Subject: [VA-HIST] Wikipedia



> From: John Carter

> I had a ninth grade history teacher who once told me, when writing a 

> term paper, "Do not use the encyclopedia as one of your references."

> I would say the same applies to Wikipedia.

- - - - - - - - -

> From: Paul Finkelman

> Sadly much of this Wikipedia entry is wrong -- why are we not surprised?

> This is the danger of using a source that has no scholarly oversight.

- - - - - - - - -

I see what these commenters mean, and I hear similar concerns from the scientists who surround me in my day job. But at the same time, doesn't some real usefulness emerge from the evolving practice of crowd-sourcing knowledge with the Internet?  What shifted me in this direction was that often-cited 2005 article in the international science journal Nature. It carried the headline "Special Report: Internet encyclopaedias go head to

head: Jimmy Wales' Wikipedia comes close to Britannica in terms of the accuracy of its science entries, a Nature investigation finds." 

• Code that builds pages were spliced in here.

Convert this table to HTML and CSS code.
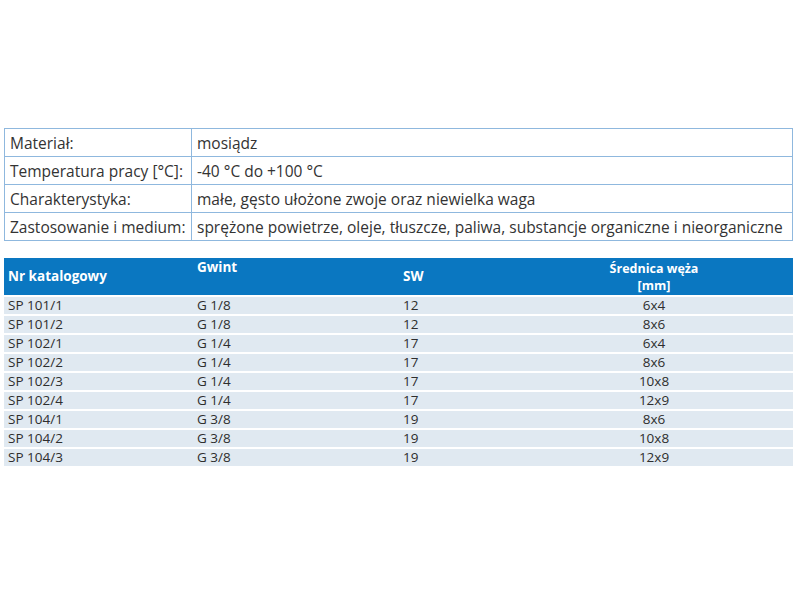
FILE: index.html
```html
<!DOCTYPE html>
<html lang="pl">
<head>
<meta charset="utf-8">
<link rel="stylesheet" href="styles.css">
</head>
<body>
<div class="page">
  <table class="spec">
    <tr><td class="label">Materiał:</td><td>mosiądz</td></tr>
    <tr><td class="label">Temperatura pracy [°C]:</td><td>-40 °C do +100 °C</td></tr>
    <tr><td class="label">Charakterystyka:</td><td>małe, gęsto ułożone zwoje oraz niewielka waga</td></tr>
    <tr><td class="label">Zastosowanie i medium:</td><td>sprężone powietrze, oleje, tłuszcze, paliwa, substancje organiczne i nieorganiczne</td></tr>
  </table>

  <table class="catalog">
    <thead>
      <tr>
        <th class="c1">Nr katalogowy</th>
        <th class="c2 top">Gwint</th>
        <th class="c3">SW</th>
        <th class="c4"><span class="line">Średnica węża</span><span class="line">[mm]</span></th>
      </tr>
    </thead>
    <tbody>
      <tr><td class="c1">SP 101/1</td><td class="c2">G 1/8</td><td class="c3">12</td><td class="c4">6x4</td></tr>
      <tr><td class="c1">SP 101/2</td><td class="c2">G 1/8</td><td class="c3">12</td><td class="c4">8x6</td></tr>
      <tr><td class="c1">SP 102/1</td><td class="c2">G 1/4</td><td class="c3">17</td><td class="c4">6x4</td></tr>
      <tr><td class="c1">SP 102/2</td><td class="c2">G 1/4</td><td class="c3">17</td><td class="c4">8x6</td></tr>
      <tr><td class="c1">SP 102/3</td><td class="c2">G 1/4</td><td class="c3">17</td><td class="c4">10x8</td></tr>
      <tr><td class="c1">SP 102/4</td><td class="c2">G 1/4</td><td class="c3">17</td><td class="c4">12x9</td></tr>
      <tr><td class="c1">SP 104/1</td><td class="c2">G 3/8</td><td class="c3">19</td><td class="c4">8x6</td></tr>
      <tr><td class="c1">SP 104/2</td><td class="c2">G 3/8</td><td class="c3">19</td><td class="c4">10x8</td></tr>
      <tr><td class="c1">SP 104/3</td><td class="c2">G 3/8</td><td class="c3">19</td><td class="c4">12x9</td></tr>
    </tbody>
  </table>
</div>
</body>
</html>
```

FILE: styles.css
```css
html, body {
  margin: 0;
  padding: 0;
  background: #ffffff;
}

body {
  font-family: "Open Sans", "Noto Sans", "Liberation Sans", sans-serif;
  color: #333333;
}

.page {
  padding: 128px 7px 0 4px;
}

table {
  border-collapse: collapse;
  width: 789px;
  table-layout: fixed;
}

.spec {
  border: 1px solid #8fb8de;
  font-size: 15.5px;
}

.spec td {
  border: 1px solid #8fb8de;
  height: 27px;
  padding: 0 5px;
  white-space: nowrap;
  vertical-align: middle;
}

.spec td.label {
  width: 176px;
}

.catalog {
  margin-top: 17px;
  font-size: 13.5px;
}

.catalog thead th {
  background: #0a77c1;
  color: #ffffff;
  font-weight: 700;
  height: 35px;
  padding: 0;
  vertical-align: middle;
  line-height: 15px;
  font-size: 13.5px;
}

.catalog thead th.top {
  vertical-align: top;
  padding-top: 2px;
}

.catalog thead th.c4 {
  padding-top: 0;
}

.catalog thead .line {
  display: block;
  line-height: 17px;
  font-size: 12.5px;
}

.catalog .c1 { width: 187px; text-align: left; padding-left: 4px; }
.catalog .c2 { width: 202px; text-align: left; padding-left: 2px; }
.catalog .c3 { width: 112px; text-align: left; padding-left: 4px; }
.catalog .c4 { width: 278px; text-align: center; }

.catalog tbody td {
  background: #e0e9f1;
  border-top: 2px solid #ffffff;
  height: 17px;
  line-height: 17px;
  padding-top: 0;
  padding-bottom: 0;
  white-space: nowrap;
  color: #2e2e2e;
}
```
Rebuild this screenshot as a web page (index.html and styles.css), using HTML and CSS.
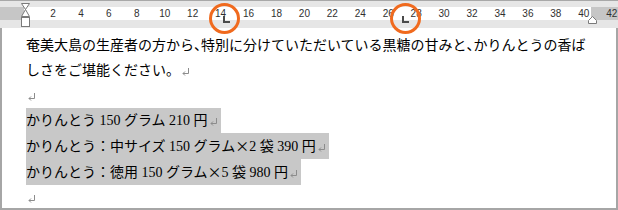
FILE: index.html
```html
<!DOCTYPE html>
<html lang="ja">
<head>
<meta charset="utf-8">
<title>かりんとう</title>
<link rel="stylesheet" href="styles.css">
</head>
<body>
<div class="ruler">
  <div class="ruler-top"></div>
  <div class="ruler-scale">
    <span>2</span><span>4</span><span>6</span><span>8</span><span>10</span><span>12</span><span>14</span><span>16</span><span>18</span><span>20</span><span>22</span><span>24</span><span>26</span><span>28</span><span>30</span><span>32</span><span>34</span><span>36</span><span>38</span><span>40</span><span>42</span>
  </div>
  <div class="ruler-bottom"></div>
  <svg class="indent-left" width="11" height="25" viewBox="0 0 11 25">
    <path d="M1.5 0.5 H9.5 L5.5 6.5 Z M5.5 6.5 L9.5 13.5 H1.5 Z" fill="#fff" stroke="#7a7a7a"/>
    <rect x="1.5" y="14.5" width="8" height="9" fill="#fff" stroke="#7a7a7a"/>
  </svg>
  <svg class="indent-right" width="11" height="8" viewBox="0 0 11 8">
    <path d="M1.5 7.5 V4.5 L5.5 0.5 L9.5 4.5 V7.5 Z" fill="#fff" stroke="#7a7a7a"/>
  </svg>
  <span class="tab tab-1"></span>
  <span class="tab tab-2"></span>
  <span class="callout callout-1"></span>
  <span class="callout callout-2"></span>
</div>
<div class="page">
  <p>奄美大島の生産者の方から<span class="half">、</span>特別に分けていただいている黒糖の甘みと<span class="half">、</span>かりんとうの香ば<br>しさをご堪能ください。<svg class="pm" width="8" height="8" viewBox="0 0 8 8"><path d="M6.5 0 V5.5 H1 M3 3.5 L1 5.5 L3 7.5" fill="none" stroke="#8c8c8c"/></svg></p>
  <p><svg class="pm" width="8" height="8" viewBox="0 0 8 8"><path d="M6.5 0 V5.5 H1 M3 3.5 L1 5.5 L3 7.5" fill="none" stroke="#8c8c8c"/></svg></p>
  <p class="sel">かりんとう 150 グラム 210 円<svg class="pm" width="8" height="8" viewBox="0 0 8 8"><path d="M6.5 0 V5.5 H1 M3 3.5 L1 5.5 L3 7.5" fill="none" stroke="#8c8c8c"/></svg></p>
  <p class="sel">かりんとう：中サイズ 150 グラム<span class="cjk">×</span>2 袋 390 円<svg class="pm" width="8" height="8" viewBox="0 0 8 8"><path d="M6.5 0 V5.5 H1 M3 3.5 L1 5.5 L3 7.5" fill="none" stroke="#8c8c8c"/></svg></p>
  <p class="sel">かりんとう：徳用 150 グラム<span class="cjk">×</span>5 袋 980 円<svg class="pm" width="8" height="8" viewBox="0 0 8 8"><path d="M6.5 0 V5.5 H1 M3 3.5 L1 5.5 L3 7.5" fill="none" stroke="#8c8c8c"/></svg></p>
  <p><svg class="pm" width="8" height="8" viewBox="0 0 8 8"><path d="M6.5 0 V5.5 H1 M3 3.5 L1 5.5 L3 7.5" fill="none" stroke="#8c8c8c"/></svg></p>
</div>
</body>
</html>
```

FILE: styles.css
```css
html, body {
  margin: 0;
  padding: 0;
  background: #fff;
}

body {
  width: 618px;
  height: 210px;
  overflow: hidden;
}

.ruler {
  position: relative;
  height: 28px;
}

.ruler-top {
  height: 7px;
  box-sizing: border-box;
  border-top: 1px solid #a8a8a8;
  background: #e6e6e6;
}

.ruler-scale {
  display: flex;
  height: 13px;
  padding-left: 39px;
  overflow: hidden;
  background: linear-gradient(to right, #c6c6c6 0 24px, #fff 24px 591px, #c6c6c6 591px);
  font-family: "Liberation Sans", Arial, sans-serif;
  font-size: 10px;
  line-height: 13px;
  color: #303030;
}

.ruler-scale span {
  flex: 0 0 27.95px;
  text-align: center;
}

.ruler-bottom {
  height: 8px;
  background: #e6e6e6;
}

.indent-left {
  position: absolute;
  left: 20px;
  top: 3px;
}

.indent-right {
  position: absolute;
  left: 587px;
  top: 16px;
}

.tab {
  position: absolute;
  top: 16px;
  width: 7px;
  height: 7px;
  box-sizing: border-box;
  border-left: 2px solid #4a4a4a;
  border-bottom: 2px solid #4a4a4a;
}

.tab-1 { left: 223px; }
.tab-2 { left: 402px; }

.callout {
  position: absolute;
  top: 3px;
  width: 31px;
  height: 31px;
  box-sizing: border-box;
  border: 3px solid #f06a1e;
  border-radius: 50%;
}

.callout-1 { left: 209px; }
.callout-2 { left: 390px; }

.page {
  height: 182px;
  box-sizing: border-box;
  border: 2px solid #a6a6a6;
  border-top: 0;
  padding: 5px 0 0 24px;
  font-family: "Liberation Serif", "Noto Sans CJK JP", serif;
  font-size: 14px;
  line-height: 25px;
  color: #000;
}

.page p {
  margin: 0;
  white-space: nowrap;
}

.half {
  font-feature-settings: "halt";
}

.cjk {
  font-family: "Noto Sans CJK JP", sans-serif;
  font-feature-settings: "fwid";
}

.sel {
  width: fit-content;
  padding-right: 3px;
  background: #c8c8c8;
}

.pm {
  margin-left: 2px;
  vertical-align: -1px;
}
```
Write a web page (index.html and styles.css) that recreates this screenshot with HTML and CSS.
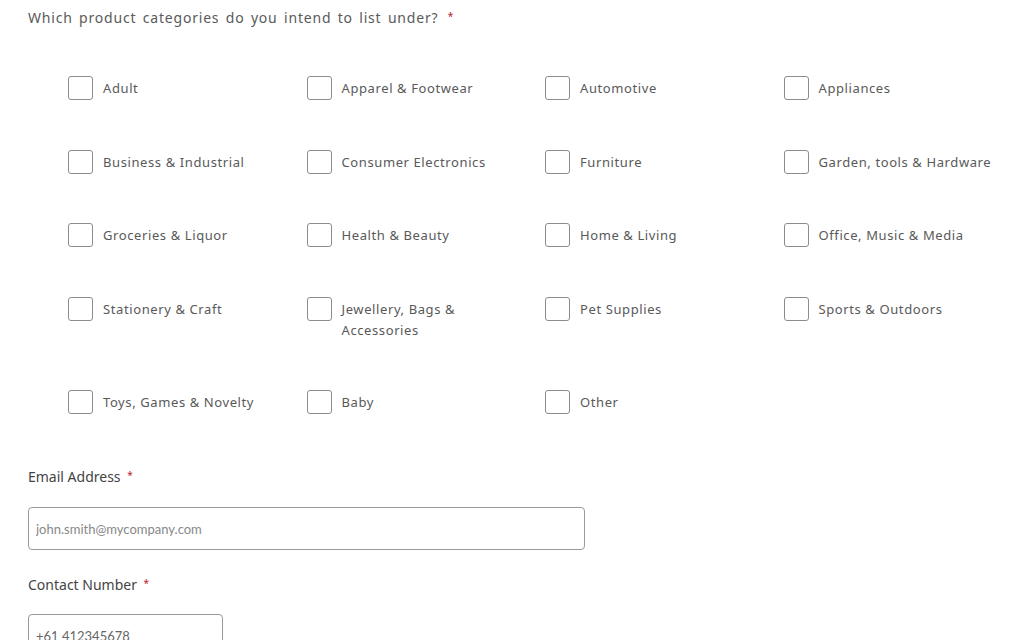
FILE: index.html
```html
<!DOCTYPE html>
<html lang="en">
<head>
    <meta charset="UTF-8">
    <title>Seller Application</title>
    <link rel="stylesheet" href="styles.css">
</head>
<body>
    <form class="form">
        <p class="question">Which product categories do you intend to list under? <span class="req">*</span></p>

        <div class="categories">
            <label class="cat"><input type="checkbox"><span>Adult</span></label>
            <label class="cat"><input type="checkbox"><span>Apparel &amp; Footwear</span></label>
            <label class="cat"><input type="checkbox"><span>Automotive</span></label>
            <label class="cat"><input type="checkbox"><span>Appliances</span></label>

            <label class="cat"><input type="checkbox"><span>Business &amp; Industrial</span></label>
            <label class="cat"><input type="checkbox"><span>Consumer Electronics</span></label>
            <label class="cat"><input type="checkbox"><span>Furniture</span></label>
            <label class="cat"><input type="checkbox"><span>Garden, tools &amp; Hardware</span></label>

            <label class="cat"><input type="checkbox"><span>Groceries &amp; Liquor</span></label>
            <label class="cat"><input type="checkbox"><span>Health &amp; Beauty</span></label>
            <label class="cat"><input type="checkbox"><span>Home &amp; Living</span></label>
            <label class="cat"><input type="checkbox"><span>Office, Music &amp; Media</span></label>

            <label class="cat"><input type="checkbox"><span>Stationery &amp; Craft</span></label>
            <label class="cat"><input type="checkbox"><span>Jewellery, Bags &amp;<br>Accessories</span></label>
            <label class="cat"><input type="checkbox"><span>Pet Supplies</span></label>
            <label class="cat"><input type="checkbox"><span>Sports &amp; Outdoors</span></label>

            <label class="cat"><input type="checkbox"><span>Toys, Games &amp; Novelty</span></label>
            <label class="cat"><input type="checkbox"><span>Baby</span></label>
            <label class="cat"><input type="checkbox"><span>Other</span></label>
        </div>

        <label class="field-label" for="email">Email Address <span class="req">*</span></label>
        <input class="text-input email" id="email" type="email" placeholder="john.smith@mycompany.com">

        <label class="field-label" for="phone">Contact Number <span class="req">*</span></label>
        <input class="text-input phone" id="phone" type="tel" value="+61 412345678">
    </form>
</body>
</html>
```

FILE: styles.css
```css
body {
    margin: 0;
    background: #fff;
    font-family: "Noto Sans", Arial, sans-serif;
    color: #555;
}
.form {
    padding: 8px 0 0 28px;
}
.question {
    margin: 0;
    font-size: 14px;
    line-height: 20px;
    letter-spacing: 0.8px;
    word-spacing: 2px;
    color: #5a5a5a;
}
.req {
    color: #b4202a;
    font-size: 10px;
    line-height: 0;
    vertical-align: 3px;
    margin-left: 3px;
    letter-spacing: 0;
}
.categories {
    display: grid;
    grid-template-columns: repeat(4, 238.5px);
    row-gap: 49.5px;
    margin: 48px 0 0 40px;
}
.cat {
    display: flex;
    align-items: flex-start;
    font-size: 13px;
    line-height: 21px;
    letter-spacing: 0.6px;
    color: #595959;
}
.cat input {
    appearance: none;
    width: 25px;
    height: 24px;
    margin: 0 10px 0 0;
    border: 1px solid #8c8c8c;
    border-radius: 3px;
    background: #fff;
    flex: none;
}
.cat span {
    padding-top: 2px;
}
.field-label {
    display: block;
    font-size: 14px;
    line-height: 22px;
    color: #444;
}
.categories + .field-label {
    margin-top: 52px;
}
.text-input {
    display: block;
    box-sizing: border-box;
    height: 43px;
    margin: 19px 0 24px;
    padding: 0 7px;
    border: 1px solid #9a9a9a;
    border-radius: 4px;
    font-family: Lato, "Noto Sans", sans-serif;
    font-size: 13px;
    color: #666;
}
.text-input::placeholder {
    color: #888;
}
.email {
    width: 557px;
}
.phone {
    width: 195px;
    margin: 18px 0 0;
}
```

(http://www.nature.com/nature/journal/v438/n7070/full/438900a.html)

Wikipedia's possible usefulness doesn't undermine the advice to students not to use encyclopedia articles as term-paper sources, and it doesn't reduce the weight of Professor Finkelman's caution that serious scholarship requires serious peer review.  Nevertheless I believe I see Jeffersonian dimensions here -- not just technological but intellectual and social. So I usually speak up for Wikipedia and for what it represents, in principle, in the Internet age. Thanks.